Possible Interventions
Communication
Ensure linguistically and culturally tailored translation
Problem: Navigation and understanding prompts difficult for Spanish speakers, increasing cognitive load and preventing online check-ins
CONTENT
Quick Win
Ensure end-to-end Spanish translation is correct (not partial translations)
OPERATIONAL
Coordinated Fix
Incorporate offering of Spanish speaking health facilitators to help with completion of online check-in
SYSTEMIC
Foundational Change
Work with Epic to create end-to-end experience for all non-English speakers
Metric(s) to Track: eCheck-in process completion prior to arrival
Respect
Increase digital literacy and user confidence
Problem: Users have a hard time adopting new technology, feeling insecure and uncomfortable completing tasks.
CONTENT
Quick Win
Provide a Spanish walk-through video (like this one in English) on BCH site and/or message with video and/or play it at check-in kiosks
Spanish video or visuals showing how to check in (with cc in Spanish or other languages)
Use culturally relevant examples and terminology
Reinforce benefits (saving time, avoiding delays)
OPERATIONAL
Coordinated Fix
Inform users via preferred communication method that they must arrive early to check-in and complete forms if they do not check-in prior to arrival
SYSTEMIC
Foundational Change
Offer “assisted digital check-in” in clinic or digital navigators that walk patients through check-in once
Metric(s) to Track: MyChart registration by preferred language & eCheck-in process completion prior to arrival
Conclusion
After presenting our solutions to the client, they were excited to review our interventions with their larger team and start exploring the art of the possible.
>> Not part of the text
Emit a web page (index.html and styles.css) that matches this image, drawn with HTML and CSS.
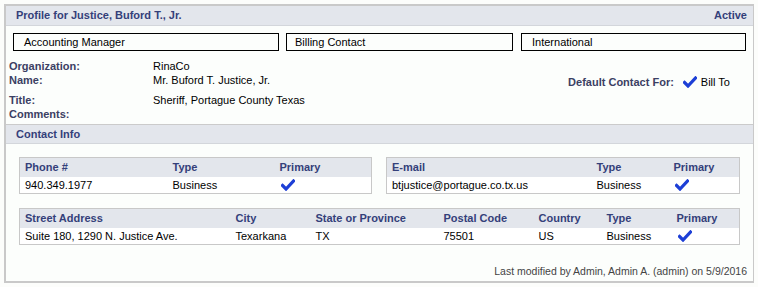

They appreciate our understanding of their users’ struggles, as well as their teams limitations.
Looking Back: Room for Improvement
Larger Sample Size & Journey Maping
Due to time constraints and access to users, we were only able to conduct interviews with a very small sample size. It would have been valuable to conduct more user interviews to inform a detailed journey map, which could have given us more details on what barriers are preventing users from completing the echeck-in process.
Testing Interventions
Had our team had more time to complete this study, it would have been valuable to pilot some of our interventions or at least review them with users, so we could understand which would provide the most value the quickest.